Sunday, February 6, 2011


Documentary by Young Roma Filmmaker Wins Award


Laura Halilovic

A feature-length documentary by 19-year-old Laura Halilovic has won the UCCA Prize 2009 at the Bellaria Film Festival in Italy.

"Me, My Gipsy Family & Woody Allen," a documentary by 19-year-old Laura Halilovic, won the UCCA Prize 2009 at the Bellaria Film Festival, held in Bellaria, Italy on June 2-6, and also received special mention by the jury "for the ability to describe in a soft, at times ironic, but always direct way, her own story, the one of her family and through these the difficult conditions of Gipsies in Italy." The UCCA Prize is awarded to the top two documentaries at the festival, and the prize-winning films receive the opportunity to be screened in at least 20 Italian cities.

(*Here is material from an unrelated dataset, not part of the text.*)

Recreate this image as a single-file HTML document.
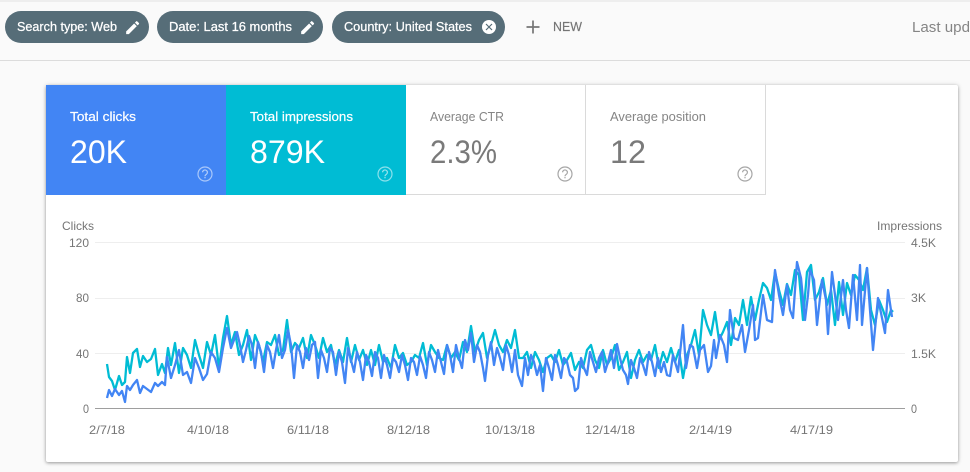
<!DOCTYPE html>
<html><head><meta charset="utf-8"><style>
html,body{margin:0;padding:0;width:970px;height:472px;overflow:hidden;background:#fafafa}
#top{position:absolute;left:0;top:0;width:970px;height:2px;background:#eeeeee}
#hd{position:absolute;left:0;top:60px;width:970px;height:1px;background:#dcdcdc}
#card{position:absolute;left:46px;top:85px;width:912px;height:377px;background:#fff;border-radius:2px;box-shadow:0 1px 3px rgba(0,0,0,.35),0 0 6px rgba(0,0,0,.1)}
svg{position:absolute;left:0;top:0}
text{font-family:"Liberation Sans",sans-serif}
</style></head><body>
<div id="top"></div><div id="hd"></div><div id="card"></div>
<svg width="970" height="472" viewBox="0 0 970 472">
<g fill="#566d78">
<rect x="5" y="11" width="144" height="32" rx="16"/>
<rect x="157" y="11" width="166" height="32" rx="16"/>
<rect x="332" y="11" width="173" height="32" rx="16"/>
</g>
<g fill="#fff" font-size="13">
<g stroke="#fff" stroke-width=".25">
<text x="17" y="31" textLength="100" lengthAdjust="spacingAndGlyphs">Search type: Web</text>
<text x="169" y="31" textLength="123" lengthAdjust="spacingAndGlyphs">Date: Last 16 months</text>
<text x="344" y="31" textLength="128" lengthAdjust="spacingAndGlyphs">Country: United States</text>
</g>
<path transform="translate(124,19) scale(.72)" d="M3 17.25V21h3.75L17.81 9.94l-3.75-3.75L3 17.25zM20.71 7.04c.39-.39.39-1.02 0-1.41l-2.34-2.34c-.39-.39-1.02-.39-1.41 0l-1.83 1.83 3.75 3.75 1.83-1.83z"/>
<path transform="translate(299,19) scale(.72)" d="M3 17.25V21h3.75L17.81 9.94l-3.75-3.75L3 17.25zM20.71 7.04c.39-.39.39-1.02 0-1.41l-2.34-2.34c-.39-.39-1.02-.39-1.41 0l-1.83 1.83 3.75 3.75 1.83-1.83z"/>
<circle cx="489" cy="27" r="7"/>
</g>
<path d="M486 24l6 6M492 24l-6 6" stroke="#566d78" stroke-width="1.2" fill="none"/>
<path d="M533 20.500v13M526.500 27h13" stroke="#757575" stroke-width="1.7" fill="none"/>
<text x="553" y="31" font-size="13" fill="#757575" stroke="#757575" stroke-width=".15" textLength="29" lengthAdjust="spacingAndGlyphs">NEW</text>
<text x="912" y="32" font-size="14.500" fill="#858585" textLength="58" lengthAdjust="spacingAndGlyphs">Last upd</text>

<rect x="46" y="85" width="180" height="110" fill="#4285f4"/>
<rect x="226" y="85" width="180" height="110" fill="#00bcd4"/>
<path d="M406 194.500H765.500V85M585.500 85V195" fill="none" stroke="#dadada" stroke-width="1"/>

<g font-size="13">
<g stroke="#fff" stroke-width=".2">
<text x="70" y="121" fill="#fff" textLength="66" lengthAdjust="spacingAndGlyphs">Total clicks</text>
<text x="250" y="121" fill="#fff" textLength="103" lengthAdjust="spacingAndGlyphs">Total impressions</text>
</g>
<text x="430" y="121" fill="#858585" textLength="74" lengthAdjust="spacingAndGlyphs">Average CTR</text>
<text x="610" y="121" fill="#858585" textLength="96" lengthAdjust="spacingAndGlyphs">Average position</text>
</g>
<g font-size="32">
<text x="70" y="163" fill="#fff" textLength="57" lengthAdjust="spacingAndGlyphs">20K</text>
<text x="250" y="163" fill="#fff" textLength="75" lengthAdjust="spacingAndGlyphs">879K</text>
<text x="430" y="163" fill="#7a7a7a" textLength="67" lengthAdjust="spacingAndGlyphs">2.3%</text>
<text x="610" y="163" fill="#7a7a7a" textLength="36" lengthAdjust="spacingAndGlyphs">12</text>
</g>
<g fill="none" stroke-width="1.200">
<g stroke="#fff" opacity=".55"><circle cx="205" cy="174" r="7"/><circle cx="385" cy="174" r="7"/></g>
<g stroke="#a6a6a6"><circle cx="565" cy="174" r="7"/><circle cx="745" cy="174" r="7"/></g>
<g stroke="#fff" opacity=".6"><path d="M202.600 172.300a2.400 2.400 0 1 1 3.800 2c-.9.6-1.400 1-1.400 2"/><path d="M382.600 172.300a2.400 2.400 0 1 1 3.800 2c-.9.6-1.400 1-1.400 2"/></g>
<g stroke="#a6a6a6"><path d="M562.600 172.300a2.400 2.400 0 1 1 3.800 2c-.9.6-1.400 1-1.400 2"/><path d="M742.600 172.300a2.400 2.400 0 1 1 3.800 2c-.9.6-1.400 1-1.400 2"/></g>
</g>
<g fill="#fff" opacity=".6"><rect x="204.400" y="177" width="1.200" height="1.300"/><rect x="384.400" y="177" width="1.200" height="1.300"/></g>
<g fill="#a6a6a6"><rect x="564.400" y="177" width="1.200" height="1.300"/><rect x="744.400" y="177" width="1.200" height="1.300"/></g>

<path d="M95 242.500H905M95 298.500H905M95 353.500H905" stroke="#eeeeee" stroke-width="1"/>
<path d="M95 408.500H905" stroke="#9e9e9e" stroke-width="1"/>
<g font-size="12" fill="#757575">
<text x="62" y="230" textLength="32" lengthAdjust="spacingAndGlyphs">Clicks</text>
<text x="877" y="230" textLength="65" lengthAdjust="spacingAndGlyphs">Impressions</text>
<text x="69" y="247" textLength="20" lengthAdjust="spacingAndGlyphs">120</text>
<text x="76" y="302" textLength="13" lengthAdjust="spacingAndGlyphs">80</text>
<text x="76" y="358" textLength="13" lengthAdjust="spacingAndGlyphs">40</text>
<text x="83" y="413" textLength="6" lengthAdjust="spacingAndGlyphs">0</text>
<text x="911" y="247" textLength="25" lengthAdjust="spacingAndGlyphs">4.5K</text>
<text x="911" y="302" textLength="15" lengthAdjust="spacingAndGlyphs">3K</text>
<text x="911" y="358" textLength="25" lengthAdjust="spacingAndGlyphs">1.5K</text>
<text x="911" y="413" textLength="6" lengthAdjust="spacingAndGlyphs">0</text>
<text x="89" y="434" textLength="36" lengthAdjust="spacingAndGlyphs">2/7/18</text>
<text x="187" y="434" textLength="42" lengthAdjust="spacingAndGlyphs">4/10/18</text>
<text x="287" y="434" textLength="42" lengthAdjust="spacingAndGlyphs">6/11/18</text>
<text x="387" y="434" textLength="43" lengthAdjust="spacingAndGlyphs">8/12/18</text>
<text x="485" y="434" textLength="50" lengthAdjust="spacingAndGlyphs">10/13/18</text>
<text x="585" y="434" textLength="50" lengthAdjust="spacingAndGlyphs">12/14/18</text>
<text x="689" y="434" textLength="43" lengthAdjust="spacingAndGlyphs">2/14/19</text>
<text x="790" y="434" textLength="43" lengthAdjust="spacingAndGlyphs">4/17/19</text>
</g>

<polyline fill="none" stroke="#00bcd4" stroke-width="2.300" stroke-linejoin="round" points="107,364 109,377 112,381 115,390 119,376 122,385 125,382 127,357 130,373 133,353 137,349 140,367 143,356 147,362 151,359 155,349 158,375 162,364 165,373 168,348 171,365 175,343 179,373 183,348 187,355 191,368 195,340 199,355 203,368 207,342 211,355 215,335 219,368 223,338 227,316 231,345 235,332 239,355 243,345 247,330 251,360 255,335 259,345 263,362 267,342 271,345 275,335 279,355 283,350 287,320 291,352 295,343 299,348 303,338 307,358 311,335 315,345 319,358 323,338 327,352 331,345 335,365 339,350 343,362 347,338 351,362 355,345 359,360 363,350 367,365 371,350 375,365 379,345 383,362 387,358 391,368 395,345 399,358 403,353 407,365 411,362 415,355 419,358 423,343 427,365 431,345 435,352 439,358 443,360 447,345 451,358 455,352 459,360 463,342 467,352 471,326 475,352 479,340 483,333 487,358 491,345 495,330 499,345 503,352 507,340 511,348 515,330 519,358 523,358 527,352 531,368 535,352 539,360 543,372 547,358 551,355 555,362 559,350 563,365 567,360 571,353 575,370 579,362 583,368 587,350 591,345 595,360 599,368 603,350 607,365 611,358 615,345 619,370 623,362 627,352 631,378 635,360 639,350 643,362 647,355 651,360 655,345 659,368 663,352 667,362 671,348 675,362 679,350 683,378 687,355 691,345 695,330 699,355 703,310 707,325 711,335 715,312 719,340 723,332 727,322 731,345 735,318 739,325 743,300 747,325 751,297 755,320 759,300 763,283 767,288 771,300 775,272 779,290 783,305 787,284 791,295 795,270 799,275 803,320 807,272 811,265 815,300 819,292 823,278 827,305 831,290 835,325 839,282 843,315 847,283 851,295 855,275 859,280 863,290 867,268 871,310 875,325 879,300 883,310 887,322 891,310 893,312"/>
<polyline fill="none" stroke="#4285f4" stroke-width="2.300" stroke-linejoin="round" points="107,398 109,390 112,396 115,389 119,395 122,391 125,402 127,386 130,390 133,385 137,380 140,393 143,386 147,389 151,392 155,383 158,386 162,382 165,385 167,357 171,378 175,365 179,350 183,375 187,372 191,383 195,358 199,368 203,380 207,374 211,352 215,358 219,372 223,348 227,328 231,348 234,340 237,332 240,345 243,362 246,350 249,336 252,345 255,368 258,342 261,352 264,372 267,345 270,352 273,368 276,350 279,335 282,358 285,350 288,330 291,345 294,378 297,345 300,352 303,368 306,348 309,360 312,345 315,342 318,378 321,350 324,358 327,372 330,348 333,352 336,375 339,352 342,362 345,383 348,348 351,360 354,372 357,352 360,362 363,380 366,355 369,362 372,376 375,352 378,358 381,378 384,355 387,365 390,378 393,358 396,362 399,372 402,355 405,365 408,380 411,358 414,362 417,375 420,356 423,365 426,378 429,352 432,360 435,372 438,350 441,362 444,374 447,345 450,355 453,372 456,345 459,358 462,368 465,340 468,350 471,333 474,362 477,345 480,352 483,368 485,381 488,355 491,342 494,365 497,348 500,358 503,370 506,345 509,355 512,372 515,350 518,375 522,386 525,358 528,375 531,355 534,362 537,375 540,365 543,391 546,358 549,368 552,380 555,355 558,365 561,378 564,358 567,362 570,375 573,378 575,391 578,388 581,358 584,368 587,375 590,352 593,362 596,372 599,358 602,352 605,372 608,362 611,350 614,368 617,344 620,358 623,370 626,375 628,384 631,360 634,368 637,378 640,358 643,365 646,375 649,352 652,362 655,376 658,358 661,372 664,362 667,375 670,376 673,355 678,372 683,325 686,368 690,345 693,347 697,368 700,350 704,345 708,372 711,366 714,340 716,358 720,335 724,345 727,362 730,310 734,338 738,340 742,325 745,352 749,330 753,305 755,340 758,338 763,295 767,320 772,322 775,270 779,295 783,315 787,285 790,310 793,318 797,262 801,278 805,320 808,295 810,270 814,280 817,325 822,280 826,300 828,334 832,272 835,295 838,320 843,280 846,310 849,328 853,275 857,320 860,265 862,325 867,268 870,310 873,350 878,298 882,318 885,333 888,290 892,317"/>
</svg>
</body></html>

Laura Halilovic has wanted to become a director since the age of nine and as a child she told her parents that she wanted to become Woody Allen. Her first involvement in film came at the age of 15, when she appeared in a documentary by directors Davide Tosco and Nicola Rondolino. In 2006, with assistance from Tosco and Rondolino, she started shooting her first short film, "Illusion," a story about love within a group of teenagers. The film won first prize at the 2007 Under-18 film festival in Turin, when Halilovic was just 17. In "Me, My Gypsy Family & Woody Allen," her first feature-length film—also created in cooperation with Tosco (as producer) and Rondolino (as co-writer)—she tells the story of her family, which came to Italy from Bosnia and Herzegovina. The film, however, is not only the portrait of a family; it also depicts human relations in a larger, diverse community.

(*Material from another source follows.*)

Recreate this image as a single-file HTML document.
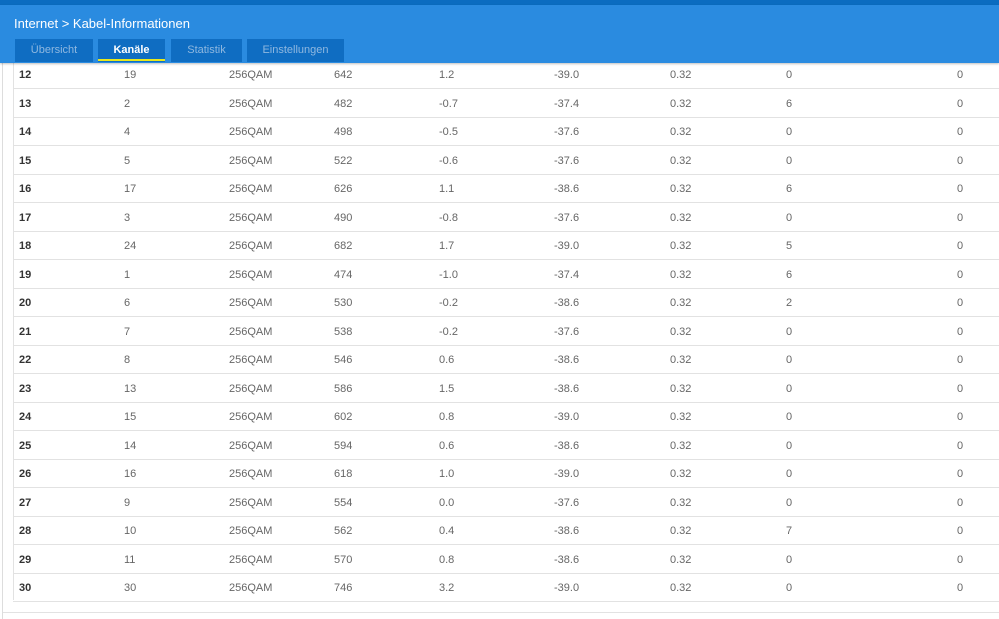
<!DOCTYPE html>
<html><head><style>
body{margin:0;width:999px;height:619px;overflow:hidden;background:#fff;font-family:"Liberation Sans",sans-serif;position:relative}
.top{position:absolute;left:0;top:0;width:999px;height:5px;background:#0b6cc0}
.hdr{position:absolute;left:0;top:5px;width:999px;height:58px;background:#2a8be0;box-shadow:0 1px 2px rgba(0,0,0,.25);z-index:2}
.title{position:absolute;left:14px;top:11px;color:#fff;font-size:13px}
.tab{position:absolute;top:34px;height:23px;background:#0f6dc2;color:#8fb8e0;font-size:11px;text-align:center;line-height:22px}
.tab.act{color:#fff;font-weight:bold}
.tab.act:after{content:"";position:absolute;left:0;right:0;bottom:1px;height:2px;background:#e8e81c}
.lft{position:absolute;left:2px;top:63px;width:1px;height:556px;background:#ddd}
.row{position:absolute;left:13px;width:986px;height:28px;border-bottom:1px solid #e2e2e2;font-size:11px;color:#666}
.row span{position:absolute;top:9px}
.row span:first-child{color:#333;font-weight:bold}
.tbl{position:absolute;left:13px;top:63px;width:1px;height:537px;background:#e2e2e2}
.bot{position:absolute;left:3px;top:612px;width:996px;height:1px;background:#e2e2e2}
</style></head><body>
<div class="top"></div>
<div class="hdr">
<div class="title">Internet &gt; Kabel-Informationen</div>
<div class="tab" style="left:15px;width:78px">Übersicht</div>
<div class="tab act" style="left:98px;width:67px">Kanäle</div>
<div class="tab" style="left:171px;width:71px">Statistik</div>
<div class="tab" style="left:247px;width:97px">Einstellungen</div>
</div>
<div class="lft"></div><div class="tbl"></div><div class="bot"></div>
<div id="rows"></div>
<script>
var d=[[12,19,642,"1.2","-39.0",0],[13,2,482,"-0.7","-37.4",6],[14,4,498,"-0.5","-37.6",0],[15,5,522,"-0.6","-37.6",0],[16,17,626,"1.1","-38.6",6],[17,3,490,"-0.8","-37.6",0],[18,24,682,"1.7","-39.0",5],[19,1,474,"-1.0","-37.4",6],[20,6,530,"-0.2","-38.6",2],[21,7,538,"-0.2","-37.6",0],[22,8,546,"0.6","-38.6",0],[23,13,586,"1.5","-38.6",0],[24,15,602,"0.8","-39.0",0],[25,14,594,"0.6","-38.6",0],[26,16,618,"1.0","-39.0",0],[27,9,554,"0.0","-37.6",0],[28,10,562,"0.4","-38.6",7],[29,11,570,"0.8","-38.6",0],[30,30,746,"3.2","-39.0",0]];
var xs=[6,111,216,321,426,541,657,773,944],h="";
d.forEach(function(r,i){var v=[r[0],r[1],"256QAM",r[2],r[3],r[4],"0.32",r[5],0];
h+='<div class="row" style="top:'+(60+i*28.5)+'px">';
v.forEach(function(t,j){h+='<span style="left:'+xs[j]+'px">'+t+'</span>'});h+='</div>';});
document.getElementById('rows').innerHTML=h;
</script>
</body></html>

Until 1997, Halilovic lived with her family in a camp near Turin's airport. Today they live in the district of Falchera Nuova, on the outskirts of the city, where she works for a youth association that assists Roma children with their schooling. Her documentary—produced by Zenit Arti Audiovisive with support from the OSI Roma Decade Matching Fund, Italian broadcaster RAI 3, the Italian Ministry of Equal Opportunity, Piemonte Doc Film Fund and others— describes the evolution of a community by retracing its past twenty years. Halilovic wants us to become acquainted with her family, her family's friends, more distant relatives and all the people who have stood by her over the years. She even gives voice to those who do not approve of her family's presence in the neighborhood. Using her family's story, Halilovic wants us to get to know a culture that is still unknown to many.

"Many films and documentaries have been made about our tradition and our way of living," says Halilovic, "but in such a way that we can never really identify ourselves with it. Directors and scriptwriters still show the world of Gipsies through stereotypes. They ignore that some of us don't even look like Roma people, and that many of us who still live as nomads would love to have a public housing apartment and to send the children to school."

"People are still afraid, they don't trust us. They turn away as soon as they hear the word Gipsy. That makes us feel rejected in a country which is not our own, in which we are trying to build a future."